Un refuge que connaît bien Emmanuelle, Normande de 39 ans qui tente de concevoir depuis cinq ans. « J’ai souvent dû faire mes piqûres dans les toilettes du bureau. » Pourtant, pour elle, le plus éprouvant demeure ailleurs. « À chaque échec, savoir que tout ce que l’on a fait pendant six mois à un an n’a servi à rien est très déprimant. » Gérer cette tristesse devient parfois difficile lorsque les résultats tombent dans sa boîte mail en pleine journée de travail. « Il m’est déjà arrivé de pleurer devant mes élèves », avoue Charlotte, enseignante dans un collège de Segpa. Elle a choisi de parler de sa situation à ses collègues, qui la soutiennent en cas de coup de mou. « C’est déjà tellement éprouvant, même lorsque les autres sont au courant. »

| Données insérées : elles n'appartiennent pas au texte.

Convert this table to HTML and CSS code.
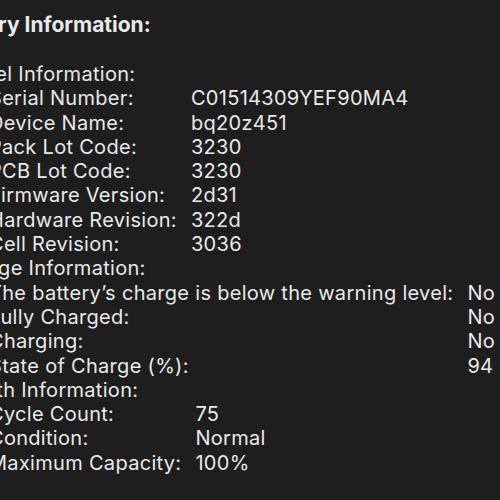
FILE: index.html
```html
<!DOCTYPE html>
<html>
<head>
<meta charset="utf-8">
<link rel="stylesheet" href="styles.css">
</head>
<body>
<div class="sheet">
  <h1 class="title">Battery Information:</h1>
  <section class="group">
    <div class="group-head">Model Information:</div>
    <div class="rows rows-model">
      <span class="label">Serial Number:</span><span class="value">C01514309YEF90MA4</span>
      <span class="label">Device Name:</span><span class="value">bq20z451</span>
      <span class="label">Pack Lot Code:</span><span class="value">3230</span>
      <span class="label">PCB Lot Code:</span><span class="value">3230</span>
      <span class="label">Firmware Version:</span><span class="value">2d31</span>
      <span class="label">Hardware Revision:</span><span class="value">322d</span>
      <span class="label">Cell Revision:</span><span class="value">3036</span>
    </div>
  </section>
  <section class="group">
    <div class="group-head">Charge Information:</div>
    <div class="rows rows-charge">
      <span class="label">The battery’s charge is below the warning level:</span><span class="value">No</span>
      <span class="label">Fully Charged:</span><span class="value">No</span>
      <span class="label">Charging:</span><span class="value">No</span>
      <span class="label">State of Charge (%):</span><span class="value">94</span>
    </div>
  </section>
  <section class="group">
    <div class="group-head">Health Information:</div>
    <div class="rows rows-health">
      <span class="label">Cycle Count:</span><span class="value">75</span>
      <span class="label">Condition:</span><span class="value">Normal</span>
      <span class="label">Maximum Capacity:</span><span class="value">100%</span>
    </div>
  </section>
</div>
</body>
</html>
```

FILE: styles.css
```css
html, body {
  margin: 0;
  padding: 0;
  width: 500px;
  height: 500px;
  overflow: hidden;
  background: #1e1e1e;
}

.sheet {
  margin-left: -55px;
  padding-top: 11px;
  font-family: Inter, "Noto Sans", sans-serif;
  color: #e9e9e9;
  white-space: nowrap;
}

.title {
  margin: 0 0 23px 0;
  font-size: 21px;
  line-height: 28px;
  font-weight: 700;
}

.group {
  margin-left: 7px;
  font-size: 20px;
  letter-spacing: 0.3px;
  line-height: 24.3px;
}

.group-head {
  margin: 0;
}

.rows {
  display: grid;
  grid-template-columns: auto auto;
  justify-content: start;
  column-gap: 14px;
  margin-left: 37px;
}
```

**Méconnaissance de la réalité de la PMA**
Garder ses préoccupations pour elle engendre chez Eugénie de « gros moments de solitude ». « Personne n’imagine ce que l’on vit. » Seuls 39 % des salariés estiment que leur manager comprend réellement leur situation, d’après l’étude de BAMP ! « Les gens pensent qu’un bébé-éprouvette, on le fabrique, on le transfère, et hop, c’est fini, souligne Emmanuelle. Sauf que c’est beaucoup plus compliqué que cela. En cinq ans, j’ai eu une centaine de rendez-vous médicaux. »
Cette méconnaissance touche également les droits des salariés. Depuis la loi de 2016, une femme bénéficiant d’une AMP a le droit à des autorisations d’absence pour tous les actes médicaux nécessaires. S’inspirant du modèle du congé pour enfant malade, il ne s’agit ni d’arrêts de travail ni de congés payés. Cependant, selon l’étude, 39 % des employeurs affirment ne pas appliquer cette mesure. De nombreux salariés sont alors contraints de prendre des congés payés ou des arrêts maladie.
**Une loi protectrice mais peu connue**
Charlotte, l’enseignante, connaissait cette loi. « Je savais que c’était un droit qu’on ne pouvait pas me refuser, alors j’en ai directement parlé à mon chef d’établissement, qui a été très compréhensif. » Guillaume, responsable d’une équipe de vingt personnes en parcours d’AMP avec sa femme depuis cinq ans, en a également rapidement discuté avec son chef et a pu bénéficier des droits liés. Depuis juillet 2025, la loi permet au conjoint de la femme en AMP d’obtenir des autorisations d’absence pour assister à trois examens ou actes pour chaque protocole. « C’est un grand groupe, donc ils appliquent la loi et m’ont validé mes autorisations d’absence sans problème. »
Cependant, la situation de la femme de Guillaume a été moins aisée. Son chef a décrété que le Code du travail n’était « pas applicable » à leur structure. Elle a fini par négocier une rupture conventionnelle en raison du manque de flexibilité de son employeur. Selon l’étude de BAMP !, seules 35 % des entreprises affirment avoir mis en place des politiques ou des mesures spécifiques de soutien à la fertilité.
*Cette étude a été réalisée sous la forme de deux questionnaires en ligne diffusés de fin août à début octobre 2025, l’un destiné aux salariés concernés par un parcours d’AMP, l’autre aux employeurs. Au total, 1 037 salariés et 173 employeurs y ont répondu.